Written instruction:
Give the data below again exactly as written, without its pictures.

··· Data block

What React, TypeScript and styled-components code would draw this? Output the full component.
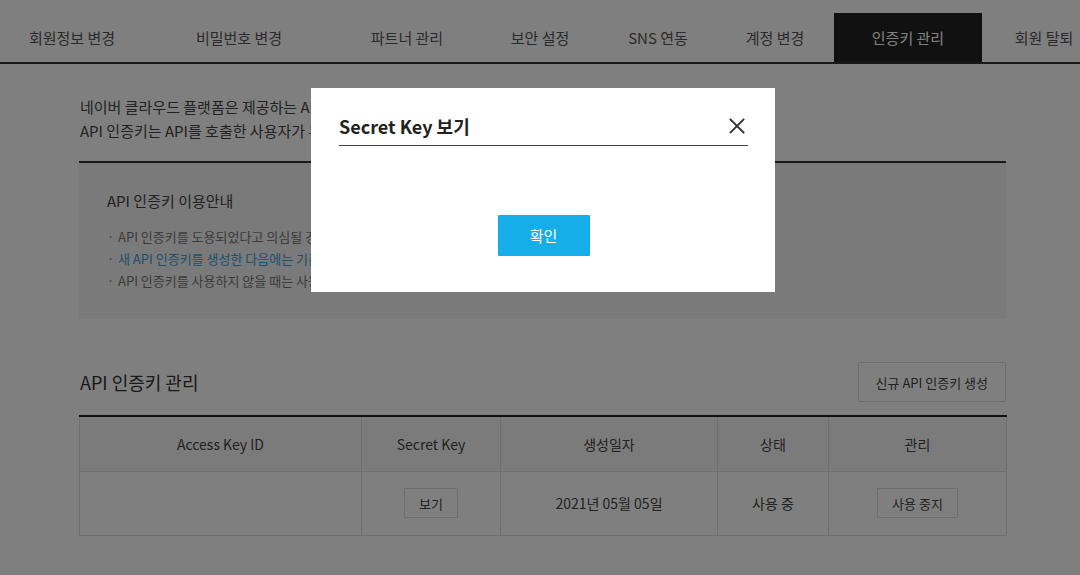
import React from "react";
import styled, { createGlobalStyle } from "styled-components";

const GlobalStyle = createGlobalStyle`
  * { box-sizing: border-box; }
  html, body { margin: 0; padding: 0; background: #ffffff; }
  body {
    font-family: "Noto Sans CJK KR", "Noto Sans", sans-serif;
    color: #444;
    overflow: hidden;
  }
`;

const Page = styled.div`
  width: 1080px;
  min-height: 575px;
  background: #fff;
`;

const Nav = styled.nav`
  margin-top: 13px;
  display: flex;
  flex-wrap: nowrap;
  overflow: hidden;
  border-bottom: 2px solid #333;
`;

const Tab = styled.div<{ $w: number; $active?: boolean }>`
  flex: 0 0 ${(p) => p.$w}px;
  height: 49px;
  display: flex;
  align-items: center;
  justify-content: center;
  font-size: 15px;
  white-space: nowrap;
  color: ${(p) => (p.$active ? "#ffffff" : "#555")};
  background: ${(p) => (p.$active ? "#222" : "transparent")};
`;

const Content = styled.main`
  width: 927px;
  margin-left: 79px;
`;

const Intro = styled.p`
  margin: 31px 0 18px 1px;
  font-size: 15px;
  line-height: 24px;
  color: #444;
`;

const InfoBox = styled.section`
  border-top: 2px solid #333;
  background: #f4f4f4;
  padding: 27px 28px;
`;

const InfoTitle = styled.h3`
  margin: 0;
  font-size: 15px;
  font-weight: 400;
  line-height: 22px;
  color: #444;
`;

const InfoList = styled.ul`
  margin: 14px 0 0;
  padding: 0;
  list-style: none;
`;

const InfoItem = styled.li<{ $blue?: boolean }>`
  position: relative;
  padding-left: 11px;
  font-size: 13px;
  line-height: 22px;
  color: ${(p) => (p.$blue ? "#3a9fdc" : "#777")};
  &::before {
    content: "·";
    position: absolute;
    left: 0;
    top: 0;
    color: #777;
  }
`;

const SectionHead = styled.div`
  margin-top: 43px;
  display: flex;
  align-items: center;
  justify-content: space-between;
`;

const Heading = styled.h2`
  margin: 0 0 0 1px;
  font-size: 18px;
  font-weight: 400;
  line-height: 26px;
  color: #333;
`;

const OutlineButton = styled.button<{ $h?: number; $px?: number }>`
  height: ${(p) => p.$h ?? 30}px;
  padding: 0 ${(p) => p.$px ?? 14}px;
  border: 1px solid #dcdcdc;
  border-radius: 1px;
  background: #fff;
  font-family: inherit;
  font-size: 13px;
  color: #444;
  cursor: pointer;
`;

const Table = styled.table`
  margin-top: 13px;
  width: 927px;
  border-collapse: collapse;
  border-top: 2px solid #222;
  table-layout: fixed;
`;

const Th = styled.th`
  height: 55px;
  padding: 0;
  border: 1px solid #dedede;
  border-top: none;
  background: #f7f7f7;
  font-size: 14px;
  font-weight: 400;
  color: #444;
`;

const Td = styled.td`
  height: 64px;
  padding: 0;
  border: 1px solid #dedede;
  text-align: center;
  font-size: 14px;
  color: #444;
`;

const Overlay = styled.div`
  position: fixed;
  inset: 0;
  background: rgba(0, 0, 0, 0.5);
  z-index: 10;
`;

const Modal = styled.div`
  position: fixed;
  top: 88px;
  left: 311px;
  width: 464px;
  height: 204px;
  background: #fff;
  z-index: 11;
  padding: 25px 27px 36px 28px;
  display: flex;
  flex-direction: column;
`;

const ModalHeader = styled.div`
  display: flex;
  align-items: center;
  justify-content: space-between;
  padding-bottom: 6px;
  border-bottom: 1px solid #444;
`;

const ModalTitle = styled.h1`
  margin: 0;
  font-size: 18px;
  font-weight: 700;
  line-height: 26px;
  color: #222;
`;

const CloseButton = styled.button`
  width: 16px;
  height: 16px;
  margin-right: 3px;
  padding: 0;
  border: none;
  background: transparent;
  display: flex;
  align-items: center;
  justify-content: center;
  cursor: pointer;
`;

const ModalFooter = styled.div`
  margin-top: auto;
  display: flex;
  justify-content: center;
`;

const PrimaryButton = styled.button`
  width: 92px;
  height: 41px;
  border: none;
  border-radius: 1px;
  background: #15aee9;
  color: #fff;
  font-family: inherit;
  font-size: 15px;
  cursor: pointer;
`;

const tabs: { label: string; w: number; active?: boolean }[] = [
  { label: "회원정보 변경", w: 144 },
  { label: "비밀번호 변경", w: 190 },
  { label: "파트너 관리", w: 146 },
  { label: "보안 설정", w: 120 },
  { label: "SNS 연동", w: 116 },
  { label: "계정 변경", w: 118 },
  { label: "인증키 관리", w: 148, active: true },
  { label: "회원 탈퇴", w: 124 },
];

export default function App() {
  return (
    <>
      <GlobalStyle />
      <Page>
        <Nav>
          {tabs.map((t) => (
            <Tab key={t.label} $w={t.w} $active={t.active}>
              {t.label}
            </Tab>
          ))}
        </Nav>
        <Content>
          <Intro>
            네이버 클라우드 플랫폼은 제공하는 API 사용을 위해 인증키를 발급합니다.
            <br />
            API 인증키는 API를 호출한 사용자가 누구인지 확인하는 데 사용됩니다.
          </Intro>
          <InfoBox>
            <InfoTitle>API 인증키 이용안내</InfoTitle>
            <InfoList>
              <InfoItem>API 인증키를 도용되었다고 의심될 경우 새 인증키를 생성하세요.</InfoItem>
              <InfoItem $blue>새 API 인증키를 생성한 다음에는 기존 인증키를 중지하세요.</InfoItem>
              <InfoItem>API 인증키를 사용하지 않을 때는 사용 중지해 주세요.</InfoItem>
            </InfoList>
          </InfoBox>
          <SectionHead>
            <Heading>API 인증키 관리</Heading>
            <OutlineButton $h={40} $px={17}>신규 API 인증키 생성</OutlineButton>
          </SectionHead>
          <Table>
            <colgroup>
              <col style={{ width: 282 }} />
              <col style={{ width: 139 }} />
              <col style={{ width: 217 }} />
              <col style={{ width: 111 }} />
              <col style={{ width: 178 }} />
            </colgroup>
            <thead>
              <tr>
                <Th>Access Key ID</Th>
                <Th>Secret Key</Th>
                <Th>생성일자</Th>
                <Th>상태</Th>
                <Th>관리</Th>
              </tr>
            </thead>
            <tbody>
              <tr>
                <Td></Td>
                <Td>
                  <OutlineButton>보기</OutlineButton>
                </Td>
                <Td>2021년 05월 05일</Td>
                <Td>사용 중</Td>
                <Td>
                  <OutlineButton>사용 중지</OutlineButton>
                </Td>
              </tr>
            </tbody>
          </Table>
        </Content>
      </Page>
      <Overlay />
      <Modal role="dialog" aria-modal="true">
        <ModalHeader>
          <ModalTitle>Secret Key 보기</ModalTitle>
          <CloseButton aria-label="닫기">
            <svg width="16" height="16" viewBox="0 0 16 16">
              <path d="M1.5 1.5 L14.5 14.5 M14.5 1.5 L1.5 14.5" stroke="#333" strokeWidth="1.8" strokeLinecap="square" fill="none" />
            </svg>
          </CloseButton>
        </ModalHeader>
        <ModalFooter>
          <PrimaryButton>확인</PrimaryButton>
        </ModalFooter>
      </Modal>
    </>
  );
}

······

Answer for this exercise:
What React, TypeScript and styled-components code would draw this? Output the full component.
import React from "react";
import styled, { createGlobalStyle } from "styled-components";

const GlobalStyle = createGlobalStyle`
  * { box-sizing: border-box; }
  html, body { margin: 0; padding: 0; background: #ffffff; }
  body {
    font-family: "Noto Sans CJK KR", "Noto Sans", sans-serif;
    color: #444;
    overflow: hidden;
  }
`;

const Page = styled.div`
  width: 1080px;
  min-height: 575px;
  background: #fff;
`;

const Nav = styled.nav`
  margin-top: 13px;
  display: flex;
  flex-wrap: nowrap;
  overflow: hidden;
  border-bottom: 2px solid #333;
`;

const Tab = styled.div<{ $w: number; $active?: boolean }>`
  flex: 0 0 ${(p) => p.$w}px;
  height: 49px;
  display: flex;
  align-items: center;
  justify-content: center;
  font-size: 15px;
  white-space: nowrap;
  color: ${(p) => (p.$active ? "#ffffff" : "#555")};
  background: ${(p) => (p.$active ? "#222" : "transparent")};
`;

const Content = styled.main`
  width: 927px;
  margin-left: 79px;
`;

const Intro = styled.p`
  margin: 31px 0 18px 1px;
  font-size: 15px;
  line-height: 24px;
  color: #444;
`;

const InfoBox = styled.section`
  border-top: 2px solid #333;
  background: #f4f4f4;
  padding: 27px 28px;
`;

const InfoTitle = styled.h3`
  margin: 0;
  font-size: 15px;
  font-weight: 400;
  line-height: 22px;
  color: #444;
`;

const InfoList = styled.ul`
  margin: 14px 0 0;
  padding: 0;
  list-style: none;
`;

const InfoItem = styled.li<{ $blue?: boolean }>`
  position: relative;
  padding-left: 11px;
  font-size: 13px;
  line-height: 22px;
  color: ${(p) => (p.$blue ? "#3a9fdc" : "#777")};
  &::before {
    content: "·";
    position: absolute;
    left: 0;
    top: 0;
    color: #777;
  }
`;

const SectionHead = styled.div`
  margin-top: 43px;
  display: flex;
  align-items: center;
  justify-content: space-between;
`;

const Heading = styled.h2`
  margin: 0 0 0 1px;
  font-size: 18px;
  font-weight: 400;
  line-height: 26px;
  color: #333;
`;

const OutlineButton = styled.button<{ $h?: number; $px?: number }>`
  height: ${(p) => p.$h ?? 30}px;
  padding: 0 ${(p) => p.$px ?? 14}px;
  border: 1px solid #dcdcdc;
  border-radius: 1px;
  background: #fff;
  font-family: inherit;
  font-size: 13px;
  color: #444;
  cursor: pointer;
`;

const Table = styled.table`
  margin-top: 13px;
  width: 927px;
  border-collapse: collapse;
  border-top: 2px solid #222;
  table-layout: fixed;
`;

const Th = styled.th`
  height: 55px;
  padding: 0;
  border: 1px solid #dedede;
  border-top: none;
  background: #f7f7f7;
  font-size: 14px;
  font-weight: 400;
  color: #444;
`;

const Td = styled.td`
  height: 64px;
  padding: 0;
  border: 1px solid #dedede;
  text-align: center;
  font-size: 14px;
  color: #444;
`;

const Overlay = styled.div`
  position: fixed;
  inset: 0;
  background: rgba(0, 0, 0, 0.5);
  z-index: 10;
`;

const Modal = styled.div`
  position: fixed;
  top: 88px;
  left: 311px;
  width: 464px;
  height: 204px;
  background: #fff;
  z-index: 11;
  padding: 25px 27px 36px 28px;
  display: flex;
  flex-direction: column;
`;

const ModalHeader = styled.div`
  display: flex;
  align-items: center;
  justify-content: space-between;
  padding-bottom: 6px;
  border-bottom: 1px solid #444;
`;

const ModalTitle = styled.h1`
  margin: 0;
  font-size: 18px;
  font-weight: 700;
  line-height: 26px;
  color: #222;
`;

const CloseButton = styled.button`
  width: 16px;
  height: 16px;
  margin-right: 3px;
  padding: 0;
  border: none;
  background: transparent;
  display: flex;
  align-items: center;
  justify-content: center;
  cursor: pointer;
`;

const ModalFooter = styled.div`
  margin-top: auto;
  display: flex;
  justify-content: center;
`;

const PrimaryButton = styled.button`
  width: 92px;
  height: 41px;
  border: none;
  border-radius: 1px;
  background: #15aee9;
  color: #fff;
  font-family: inherit;
  font-size: 15px;
  cursor: pointer;
`;

const tabs: { label: string; w: number; active?: boolean }[] = [
  { label: "회원정보 변경", w: 144 },
  { label: "비밀번호 변경", w: 190 },
  { label: "파트너 관리", w: 146 },
  { label: "보안 설정", w: 120 },
  { label: "SNS 연동", w: 116 },
  { label: "계정 변경", w: 118 },
  { label: "인증키 관리", w: 148, active: true },
  { label: "회원 탈퇴", w: 124 },
];

export default function App() {
  return (
    <>
      <GlobalStyle />
      <Page>
        <Nav>
          {tabs.map((t) => (
            <Tab key={t.label} $w={t.w} $active={t.active}>
              {t.label}
            </Tab>
          ))}
        </Nav>
        <Content>
          <Intro>
            네이버 클라우드 플랫폼은 제공하는 API 사용을 위해 인증키를 발급합니다.
            <br />
            API 인증키는 API를 호출한 사용자가 누구인지 확인하는 데 사용됩니다.
          </Intro>
          <InfoBox>
            <InfoTitle>API 인증키 이용안내</InfoTitle>
            <InfoList>
              <InfoItem>API 인증키를 도용되었다고 의심될 경우 새 인증키를 생성하세요.</InfoItem>
              <InfoItem $blue>새 API 인증키를 생성한 다음에는 기존 인증키를 중지하세요.</InfoItem>
              <InfoItem>API 인증키를 사용하지 않을 때는 사용 중지해 주세요.</InfoItem>
            </InfoList>
          </InfoBox>
          <SectionHead>
            <Heading>API 인증키 관리</Heading>
            <OutlineButton $h={40} $px={17}>신규 API 인증키 생성</OutlineButton>
          </SectionHead>
          <Table>
            <colgroup>
              <col style={{ width: 282 }} />
              <col style={{ width: 139 }} />
              <col style={{ width: 217 }} />
              <col style={{ width: 111 }} />
              <col style={{ width: 178 }} />
            </colgroup>
            <thead>
              <tr>
                <Th>Access Key ID</Th>
                <Th>Secret Key</Th>
                <Th>생성일자</Th>
                <Th>상태</Th>
                <Th>관리</Th>
              </tr>
            </thead>
            <tbody>
              <tr>
                <Td></Td>
                <Td>
                  <OutlineButton>보기</OutlineButton>
                </Td>
                <Td>2021년 05월 05일</Td>
                <Td>사용 중</Td>
                <Td>
                  <OutlineButton>사용 중지</OutlineButton>
                </Td>
              </tr>
            </tbody>
          </Table>
        </Content>
      </Page>
      <Overlay />
      <Modal role="dialog" aria-modal="true">
        <ModalHeader>
          <ModalTitle>Secret Key 보기</ModalTitle>
          <CloseButton aria-label="닫기">
            <svg width="16" height="16" viewBox="0 0 16 16">
              <path d="M1.5 1.5 L14.5 14.5 M14.5 1.5 L1.5 14.5" stroke="#333" strokeWidth="1.8" strokeLinecap="square" fill="none" />
            </svg>
          </CloseButton>
        </ModalHeader>
        <ModalFooter>
          <PrimaryButton>확인</PrimaryButton>
        </ModalFooter>
      </Modal>
    </>
  );
}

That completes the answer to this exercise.